Wann haften Unternehmen nicht für Verstöße ihrer Mitarbeiter?

Nicht entschieden wurde, wann eine Haftung dennoch ausscheidet. Nach derzeitiger Auffassung soll ein Unternehmen lediglich bei einem sog. „Mitarbeiterexzess“ nicht haften. Darunter versteht man ein bewusstes Fehlverhalten des Mitarbeiters, der nicht dem unternehmerischen Aufgaben- und Tätigkeitsbereich zuzurechnen ist.

Es kann demnach vorkommen, dass sich ein Beschäftigter nicht an die vom Verantwortlichen Unternehmen festgelegten Verfahren hält und auf eigene Initiative unrechtmäßig die Daten von Kunden oder anderen Beschäftigten verarbeitet. Dies sind also jene Fälle, in denen Mitarbeiter eigenmächtig und außerhalb ihrer vertraglich festgelegten Tätigkeiten Datenschutzverstöße begehen.

„In einem solchen Fall handelt der unredlich handelnde Beschäftigte jedoch nicht im Auftrag und im Namen des Verantwortlichen.“ (Schlussanträge des Generalanwalts, Rechtssache C-579/21, Rn. 64)

Dieses weite Haftungsverständnis geht vom sog. „funktionalen Unternehmensbegriff“ des europäischen Primärrechts (Art. 101, 102 AEUV) und der europäischen Rechtshistorie aus. Danach wird – abgeleitet aus dem EU-Wettbewerbs- und Kartellrecht – ein Unternehmen als wirtschaftliche Haftungseinheit angesehen.

DSGVO-Bußgelder richten sich oft gegen Unternehmen

Nach alledem sagt der EuGH, dass Art. 83 DSGVO dahin auszulegen ist, dass ein Bußgeld unmittelbar gegen juristische Personen wie Unternehmen verhängt werden kann, wenn diese als für die Datenverarbeitung Verantwortliche einzustufen sind und einen der in Art. 83 Abs. 4 – Abs. 6 DSGVO genannten Verstöße vorsätzlich oder fahrlässig begangen hat.

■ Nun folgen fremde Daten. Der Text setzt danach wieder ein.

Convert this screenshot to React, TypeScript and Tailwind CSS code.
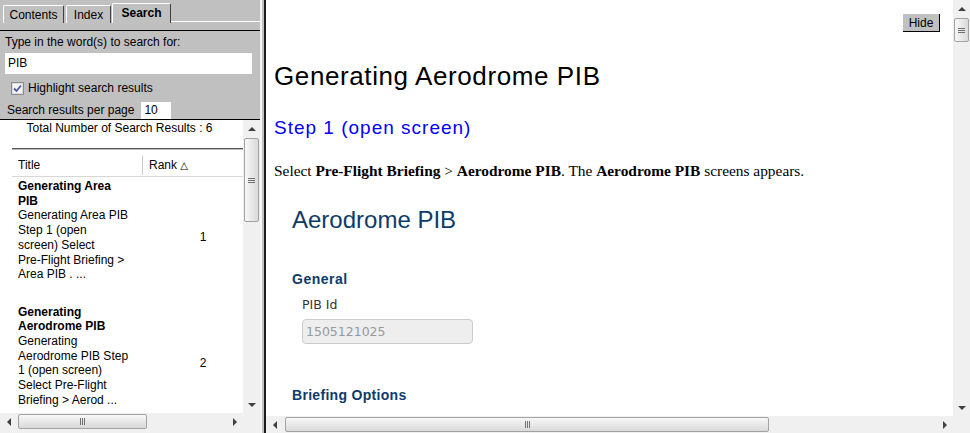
import React from "react";

const sans = "font-['Liberation_Sans',Arial,sans-serif]";
const serif = "font-['Liberation_Serif','Times_New_Roman',serif]";
const verdana = "font-['DejaVu_Sans',Verdana,sans-serif]";

function Arrow({ dir }: { dir: "up" | "down" | "left" | "right" }) {
  if (dir === "up")
    return <div className="h-0 w-0 border-x-[4px] border-b-[4px] border-x-transparent border-b-[#404040]" />;
  if (dir === "down")
    return <div className="h-0 w-0 border-x-[4px] border-t-[4px] border-x-transparent border-t-[#404040]" />;
  if (dir === "left")
    return <div className="h-0 w-0 border-y-[4px] border-r-[4px] border-y-transparent border-r-[#404040]" />;
  return <div className="h-0 w-0 border-y-[4px] border-l-[4px] border-y-transparent border-l-[#404040]" />;
}

function VScroll({ thumb }: { thumb: string }) {
  return (
    <div className="flex h-full w-[17px] shrink-0 flex-col bg-[#f0f0f0]">
      <div className="flex h-[17px] shrink-0 items-center justify-center">
        <Arrow dir="up" />
      </div>
      <div
        className={`mx-[1px] flex shrink-0 items-center justify-center rounded-[2px] border border-[#a3a3a3] bg-linear-to-r from-[#f8f8f8] to-[#d9d9d9] ${thumb}`}
      >
        <div className="flex flex-col gap-[1px]">
          <div className="h-px w-[7px] bg-[#707070]" />
          <div className="h-px w-[7px] bg-[#707070]" />
          <div className="h-px w-[7px] bg-[#707070]" />
        </div>
      </div>
      <div className="flex-1" />
      <div className="flex h-[17px] shrink-0 items-center justify-center">
        <Arrow dir="down" />
      </div>
    </div>
  );
}

function HScroll({ thumb }: { thumb: string }) {
  return (
    <div className="flex h-[17px] min-w-0 flex-1 bg-[#f0f0f0]">
      <div className="flex w-[17px] shrink-0 items-center justify-center">
        <Arrow dir="left" />
      </div>
      <div
        className={`my-[1px] flex shrink-0 items-center justify-center rounded-[2px] border border-[#a3a3a3] bg-linear-to-b from-[#f8f8f8] to-[#d9d9d9] ${thumb}`}
      >
        <div className="flex gap-[1px]">
          <div className="h-[7px] w-px bg-[#707070]" />
          <div className="h-[7px] w-px bg-[#707070]" />
          <div className="h-[7px] w-px bg-[#707070]" />
        </div>
      </div>
      <div className="flex-1" />
      <div className="flex w-[17px] shrink-0 items-center justify-center">
        <Arrow dir="right" />
      </div>
    </div>
  );
}

const results = [
  {
    rank: "1",
    title: ["Generating Area", "PIB"],
    summary: [
      "Generating Area PIB",
      "Step 1 (open",
      "screen) Select",
      "Pre-Flight Briefing >",
      "Area PIB . ...",
    ],
  },
  {
    rank: "2",
    title: ["Generating", "Aerodrome PIB"],
    summary: [
      "Generating",
      "Aerodrome PIB Step",
      "1 (open screen)",
      "Select Pre-Flight",
      "Briefing > Aerod ...",
    ],
  },
];

function SidePanel() {
  return (
    <div className="flex h-full w-[260px] shrink-0 flex-col bg-[#c0c0c0]">
      {/* tabs */}
      <div className="flex h-[23px] shrink-0 items-end pl-[3px]">
        <div className="flex h-[18px] w-[61px] items-center justify-center rounded-t-[2px] border-l border-t border-r border-white border-r-[#404040]">
          Contents
        </div>
        <div className="ml-[2px] flex h-[18px] w-[45px] items-center justify-center rounded-t-[2px] border-l border-t border-r border-white border-r-[#404040]">
          Index
        </div>
        <div className="ml-px flex h-[20px] w-[59px] items-center justify-center rounded-t-[2px] border-l border-t border-r border-white border-r-[#404040] pb-[1px] font-bold">
          Search
        </div>
        <div className="h-[2px] flex-1 border-t border-white" />
      </div>
      <div className="h-[7px] shrink-0" />
      <div className="h-px shrink-0 bg-black" />

      {/* search form */}
      <div className="flex shrink-0 flex-col pl-[5px]">
        <div className="mt-[4px]">Type in the word(s) to search for:</div>
        <div className="mt-[4px] h-[21px] w-[247px] bg-white pl-[3px] leading-[21px]">PIB</div>
        <div className="mt-[7px] flex h-[14px] items-center pl-[6px]">
          <svg width="13" height="13" viewBox="0 0 13 13">
            <rect x="0.5" y="0.5" width="12" height="12" fill="#f4f4f4" stroke="#8a8a8a" />
            <rect x="1.5" y="1.5" width="10" height="10" fill="none" stroke="#dcdcdc" />
            <path d="M3 6.5 L5.5 9 L10 3.5" fill="none" stroke="#4a5aa8" strokeWidth="1.8" />
          </svg>
          <span className="ml-[4px]">Highlight search results</span>
        </div>
        <div className="mt-[6px] flex h-[18px] items-center pl-[2px]">
          <span>Search results per page</span>
          <div className="ml-[7px] h-[17px] w-[30px] bg-white pl-[3px] leading-[17px]">10</div>
        </div>
      </div>
      <div className="h-px shrink-0 bg-black" />

      {/* results */}
      <div className="flex min-h-0 flex-1">
        <div className="flex w-[243px] flex-col overflow-hidden bg-white">
          <div className="pt-[1px] pr-[4px] text-center whitespace-nowrap">
            Total Number of Search Results : 6
          </div>
          <div className="ml-[12px] mt-[13px] h-[2px] w-[252px] shrink-0 border-t border-[#555555] bg-[#bdbdbd]" />
          <div className="ml-[12px] grid h-[27px] w-[252px] shrink-0 grid-cols-[130px_122px] border-b border-[#d6d6d6]">
            <div className="pl-[6px] pt-[8px]">Title</div>
            <div className="mt-[6px] h-[19px] border-l border-[#c8c8c8] pl-[6px] pt-[2px] whitespace-nowrap">
              Rank <span className={`${verdana} text-[10px]`}>△</span>
            </div>
          </div>
          <div className="ml-[12px] w-[252px] shrink-0 pt-[2px]">
            {results.map((r) => (
              <div key={r.rank} className="grid grid-cols-[130px_122px] pb-[8px] leading-[14.7px]">
                <div className="pl-[6px] whitespace-nowrap">
                  {r.title.map((t) => (
                    <div key={t} className="font-bold">
                      {t}
                    </div>
                  ))}
                  {r.summary.map((s) => (
                    <div key={s}>{s}</div>
                  ))}
                  <div className="h-[14.7px]" />
                </div>
                <div className="flex items-center justify-center">{r.rank}</div>
              </div>
            ))}
          </div>
        </div>
        <VScroll thumb="mt-[1px] h-[84px]" />
      </div>
      <div className="flex h-[20px] shrink-0 items-start bg-[#f0f0f0]">
        <HScroll thumb="ml-[1px] w-[129px]" />
        <div className="h-full w-[17px] shrink-0 bg-[#f0f0f0]" />
      </div>
    </div>
  );
}

function Topic() {
  return (
    <div className="grid h-full flex-1 grid-cols-[687px_17px] grid-rows-[416px_17px]">
      <div className="flex flex-col overflow-hidden bg-white pl-[8px]">
        <div className="flex justify-end pt-[14px] pr-[13px]">
          <button
            type="button"
            className="h-[18px] w-[37px] border-r border-b border-black bg-[#c0c0c0] text-[12px] leading-[16px]"
          >
            Hide
          </button>
        </div>
        <h1 className="mt-[31px] text-[26px] leading-[26px] font-normal tracking-[0.6px] whitespace-nowrap">
          Generating Aerodrome PIB
        </h1>
        <h2 className="mt-[29px] text-[19px] leading-[19px] font-normal tracking-[1px] whitespace-nowrap text-[#0000ff]">
          Step 1 (open screen)
        </h2>
        <p className={`mt-[26px] ${serif} text-[15.4px] leading-[15px] whitespace-nowrap`}>
          Select <b>Pre-Flight Briefing</b> &gt; <b>Aerodrome PIB</b>. The <b>Aerodrome PIB</b> screens appears.
        </p>

        <div className="ml-[18px] flex flex-col text-[#0c3b6c]">
          <div className="mt-[30px] text-[24px] leading-[24px] whitespace-nowrap">Aerodrome PIB</div>
          <div className="mt-[40px] text-[14px] leading-[14px] font-bold tracking-[0.5px]">General</div>
          <div className={`mt-[12px] ml-[10px] ${verdana} text-[12.5px] leading-[13px] text-[#333333]`}>
            PIB Id
          </div>
          <div
            className={`mt-[8px] ml-[10px] h-[25px] w-[171px] rounded-[4px] border border-[#cccccc] bg-[#eeeeee] pl-[3px] ${verdana} text-[12.5px] leading-[23px] text-[#999999]`}
          >
            1505121025
          </div>
          <div className="mt-[44px] text-[14px] leading-[14px] font-bold tracking-[0.3px] whitespace-nowrap">
            Briefing Options
          </div>
        </div>
      </div>
      <VScroll thumb="mt-[1px] h-[24px]" />
      <div className="flex">
        <HScroll thumb="ml-[2px] w-[484px]" />
      </div>
      <div className="bg-[#f0f0f0]" />
    </div>
  );
}

export default function App() {
  return (
    <div className={`flex h-[433px] w-[970px] overflow-hidden bg-white text-[12px] leading-[14px] text-black ${sans}`}>
      <SidePanel />
      <div className="flex w-[6px] shrink-0">
        <div className="w-[2px] bg-[#f4f4f4]" />
        <div className="w-[2px] bg-[#c0c0c0]" />
        <div className="w-[2px] bg-[#1c1c1c]" />
      </div>
      <Topic />
    </div>
  );
}
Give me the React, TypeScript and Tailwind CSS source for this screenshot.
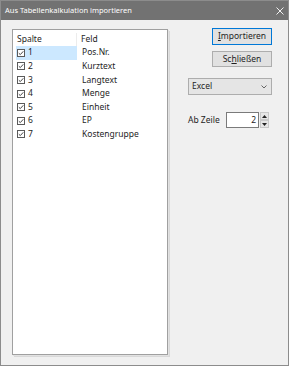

Einerseits weitet der EuGH damit die Zurechnung eines Datenschutzverstoßes aus, andererseits stellt er aber klar, dass Vorsatz oder Fahrlässigkeit Voraussetzung für ein Bußgeld ist. Die Sache wurde nun an das Landgericht Berlin zurückgegeben. Dort wird unter der Rechtsauffassung des EuGH erneut über den Bußgeldbescheid der BlnBDI gegen die Deutsche Wohnen entschieden.